Teaching and innovation
- We were one of three universities to receive a national award from the American Physical Society for improving undergraduate physics education in 2018.
- Science faculty awarded prestigious $1M HHMI grant to develop culturally inclusive pedagogies in STEM programs.
- Mathematics faculty replaced the traditional classroom model to improve student success in introductory algebra courses by integrating technology, new active learning approaches and measurement of student performance and understanding. These have improved retention, performance and student engagement in 100- and 200-level mathematics classes at OSU.
- In partnership with Ecampus, biology faculty helped create a groundbreaking, first-of-its kind 3-D Virtual Microscope and online introductory biology course series, winning a 2017 WCET Outstanding Work (WOW) award for technology-based solutions that transformed the college learning experience.
Student Success
- We graduated 5% more science students than 2017!
- We launched an Integrated Professional Development platform featuring innovative career preparation programs with content delivered in first-year experience science courses that help to build students’ professional skills and give them a competitive edge in the job market or in graduate school.
- A biohealth sciences major founded OSU’s first pre-osteopathic student club that earned national recognition as Chapter of the Year, from the parent organization Student Osteopathic Medical association, in its first year of operation.
Research
- Statistics research showing how better short-term earthquake forecasting and risk assessment is possible.
- Our statisticians led by Yuan Jiang received a grant to innovate statistical methods to study the human microbiome and its role in human health.
- The Department of Mathematics received its first ever NIH grant—a $437K award from the National Center for Advancing Translational Sciences to build a Biomedical Translator, which is a software system that connects distributed databases of biomedical knowledge and has the capability to “reason” over these data sources to answer relevant biomedical questions.
- A mathematics professor used statistical models to show how the concept of uncertainty in climate science is often misrepresented in public and political discussions.
- Mathematics research by David Koslicki recently showed that the blood of schizophrenia patients features genetic material from more types of microorganisms than that of people without the debilitating mental illness.

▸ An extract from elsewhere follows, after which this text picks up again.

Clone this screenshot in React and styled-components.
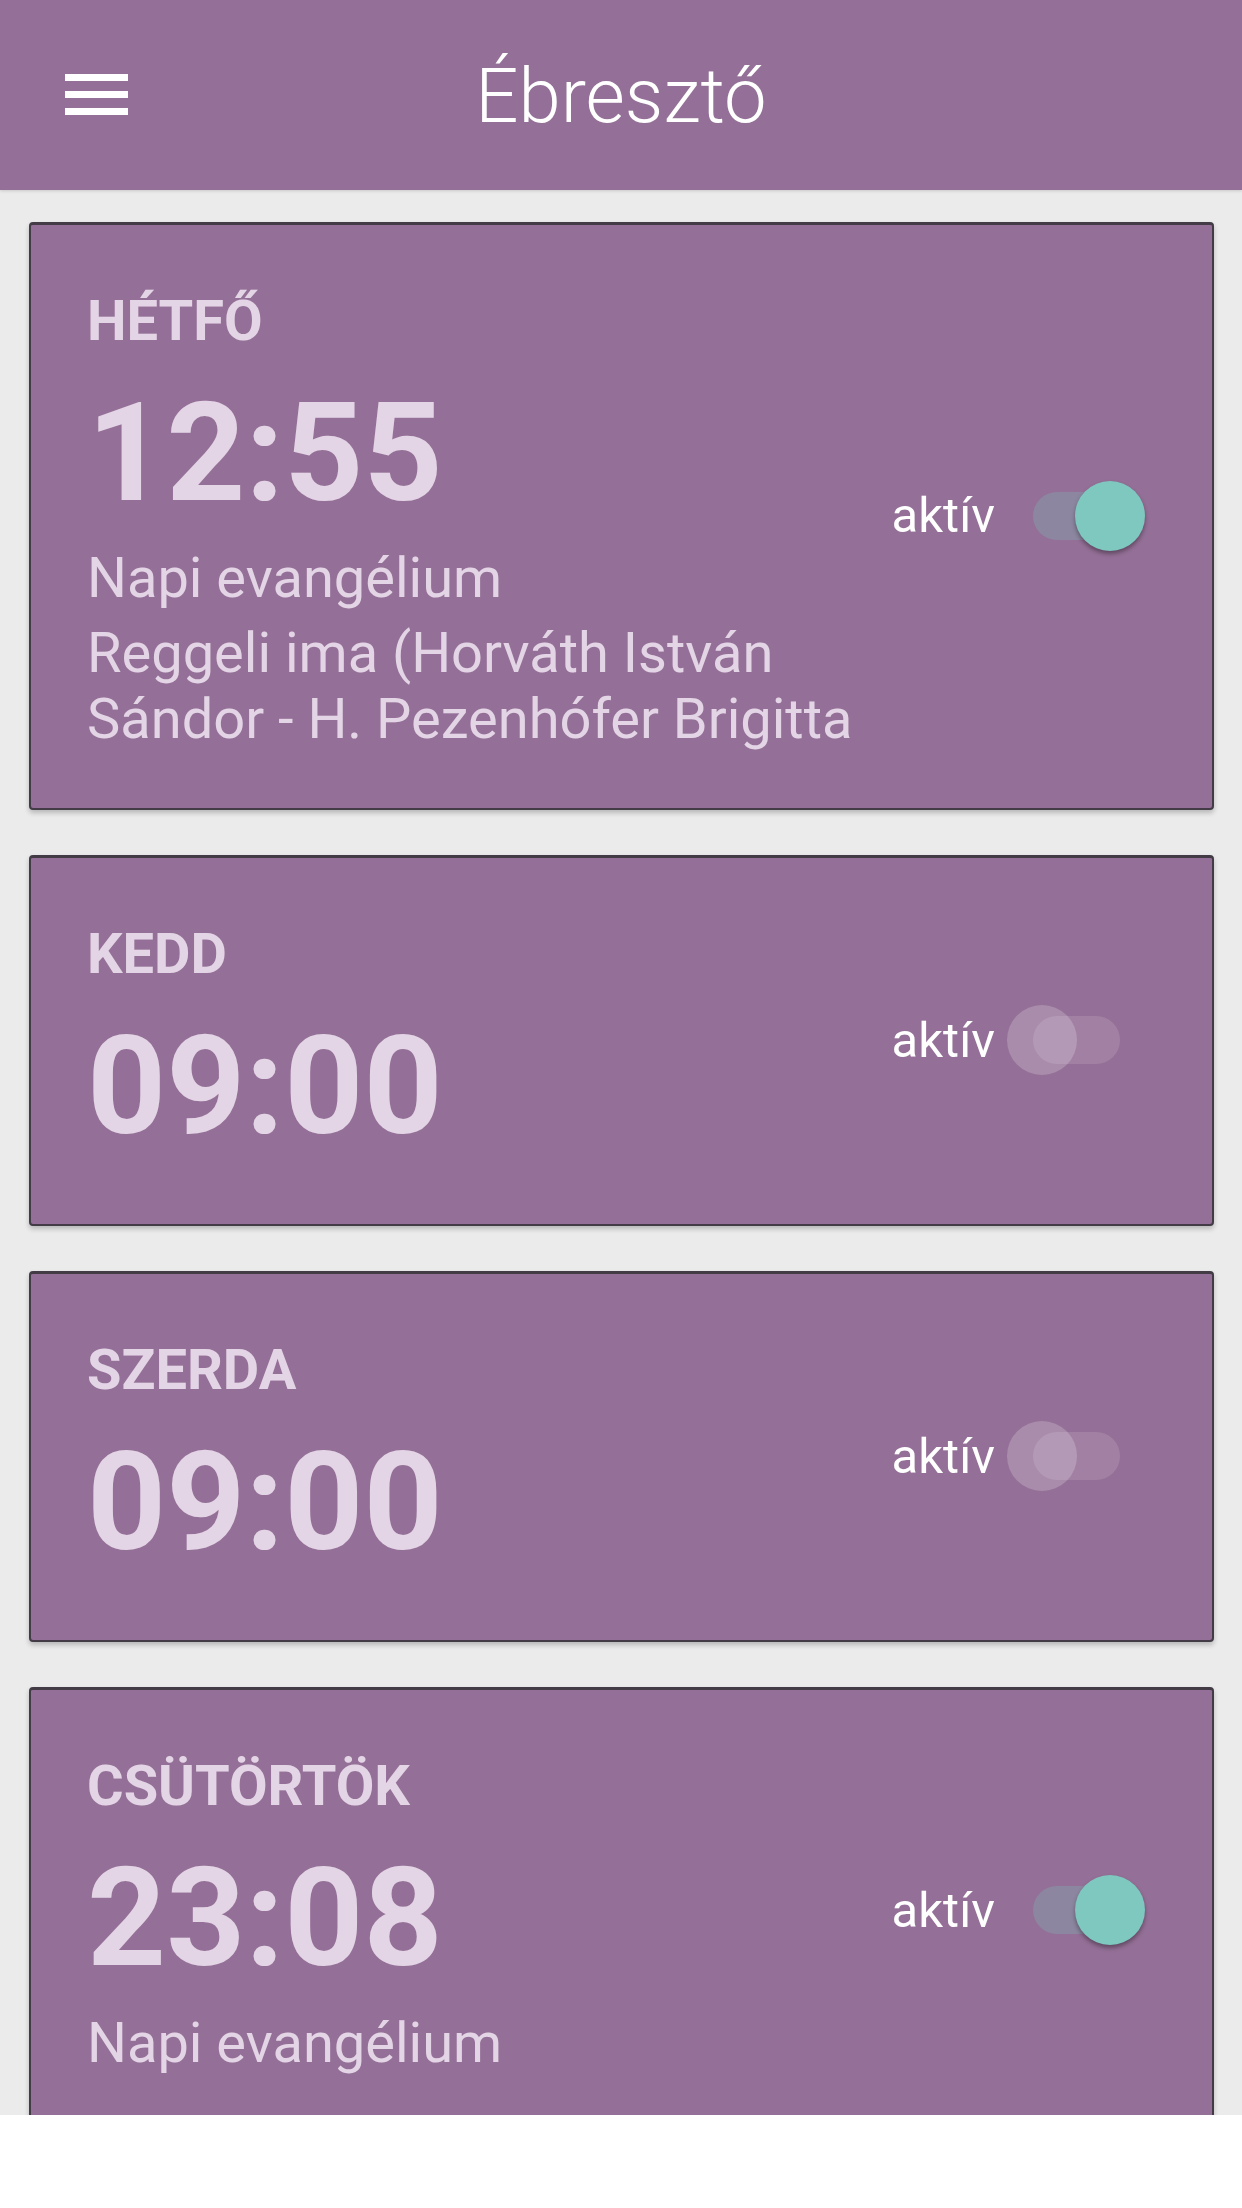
import styled, { createGlobalStyle } from "styled-components";

const GlobalStyle = createGlobalStyle`
  html, body {
    margin: 0;
    padding: 0;
    background: #ffffff;
    font-family: Roboto, "Noto Sans", "Liberation Sans", sans-serif;
  }
`;

const Screen = styled.div`
  height: 2115px;
  overflow: hidden;
  background: #ebebeb;
`;

const TopBar = styled.header`
  height: 190px;
  background: #946f97;
  display: grid;
  grid-template-columns: 1fr auto 1fr;
  align-items: center;
  box-shadow: 0 1px 3px rgba(0, 0, 0, 0.15);
`;

const MenuButton = styled.div`
  display: flex;
  flex-direction: column;
  gap: 10px;
  padding-left: 65px;
  padding-bottom: 2px;
  justify-self: start;

  span {
    display: block;
    width: 63px;
    height: 7px;
    background: #ffffff;
  }
`;

const Title = styled.h1`
  margin: 0;
  padding-top: 2px;
  font-size: 76px;
  font-weight: 300;
  color: #ffffff;
  line-height: 1;
`;

const List = styled.div`
  display: flex;
  flex-direction: column;
  gap: 45px;
  padding: 32px 28px 0 29px;
`;

const Card = styled.div`
  display: flex;
  align-items: center;
  justify-content: space-between;
  background: #946f97;
  border: 2px solid #433b46;
  border-top-width: 3px;
  border-radius: 4px;
  box-shadow: 0 3px 5px rgba(0, 0, 0, 0.22);
  padding: 62px 67px 56px 56px;
`;

const Info = styled.div`
  display: flex;
  flex-direction: column;
  color: #e4d5e6;
`;

const Day = styled.div`
  font-size: 56px;
  font-weight: 700;
  line-height: 68px;
`;

const Time = styled.div`
  margin: 24px 0 8px;
  font-size: 138px;
  font-weight: 700;
  line-height: 148px;
`;

const Program = styled.div`
  margin-top: 10px;
  font-size: 56px;
  line-height: 66px;
`;

const Details = styled.div`
  margin-top: 9px;
  font-size: 56px;
  line-height: 66px;
  max-width: 790px;
`;

const SwitchRow = styled.label`
  display: flex;
  align-items: center;
  gap: 10px;
  margin-bottom: 8px;
  color: #ffffff;
  font-size: 49px;
`;

const Switch = styled.div`
  position: relative;
  width: 140px;
  height: 70px;
`;

const Track = styled.div`
  position: absolute;
  left: 28px;
  top: 11px;
  width: 87px;
  height: 48px;
  border-radius: 24px;
  background: ${(p) => (p.$on ? "#8c86a0" : "rgba(255, 255, 255, 0.12)")};
`;

const Thumb = styled.div`
  position: absolute;
  top: 0;
  left: ${(p) => (p.$on ? "70px" : "2px")};
  width: 70px;
  height: 70px;
  border-radius: 50%;
  background: ${(p) => (p.$on ? "#7ec8bf" : "rgba(255, 255, 255, 0.2)")};
  box-shadow: ${(p) => (p.$on ? "0 3px 4px rgba(0, 0, 0, 0.35)" : "none")};
`;

const alarms = [
  {
    day: "HÉTFŐ",
    time: "12:55",
    on: true,
    program: "Napi evangélium",
    details: "Reggeli ima (Horváth István Sándor - H. Pezenhófer Brigitta",
  },
  { day: "KEDD", time: "09:00", on: false },
  { day: "SZERDA", time: "09:00", on: false },
  {
    day: "CSÜTÖRTÖK",
    time: "23:08",
    on: true,
    program: "Napi evangélium",
  },
];

export default function App() {
  return (
    <>
      <GlobalStyle />
      <Screen>
        <TopBar>
          <MenuButton>
            <span />
            <span />
            <span />
          </MenuButton>
          <Title>Ébresztő</Title>
          <div />
        </TopBar>
        <List>
          {alarms.map((a) => (
            <Card key={a.day}>
              <Info>
                <Day>{a.day}</Day>
                <Time>{a.time}</Time>
                {a.program && <Program>{a.program}</Program>}
                {a.details && <Details>{a.details}</Details>}
              </Info>
              <SwitchRow>
                aktív
                <Switch>
                  <Track $on={a.on} />
                  <Thumb $on={a.on} />
                </Switch>
              </SwitchRow>
            </Card>
          ))}
        </List>
      </Screen>
    </>
  );
}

- Astrophysicist Davide Lazzati proved that short gamma-ray bursts do follow binary neutron star mergers, confirming that last fall’s union of two neutron stars caused a short gamma-ray burst.
- Our microbiologists advanced the fight against drug resistance, crafting a compound that genetically neutralizes a pathogen’s ability to thwart antibiotics.
- Chemistry professor Sandra Loesgen and graduate students identified a type of soil-dwelling bacterium that produces molecules that induce death in melanoma cells.
- The Department of Integrative Biology hosted the 9th International Symbiosis Society Congress this summer which attracted 400 scientists from around the world to OSU.
- Our microbiology department received a $404K grant renewal to continue to support graduate students studying fish health thanks to the Oregon Department of Fish and Wildlife (ODFW). The 13-year fruitful collaboration benefits fish health and sustainable economic growth in Oregon as well as produces graduates that are now setting policies to ensure a healthy resource well into the future.
- Biology professors are part of an international research group that found that for reef-building corals, not just any symbiotic algae. Their research shows the dangers faced by coral reefs due to the breakdown in the symbiosis relationship, another danger sign for the world’s coral reefs.
- Our chemists led by May Nyman are part of a five-year, $12.5 million National Nuclear Security Administration grant to study nuclear stewardship.
- Biochemists found that loading nanofiber sutures with vitamin D induces the production of an infection-fighting peptide.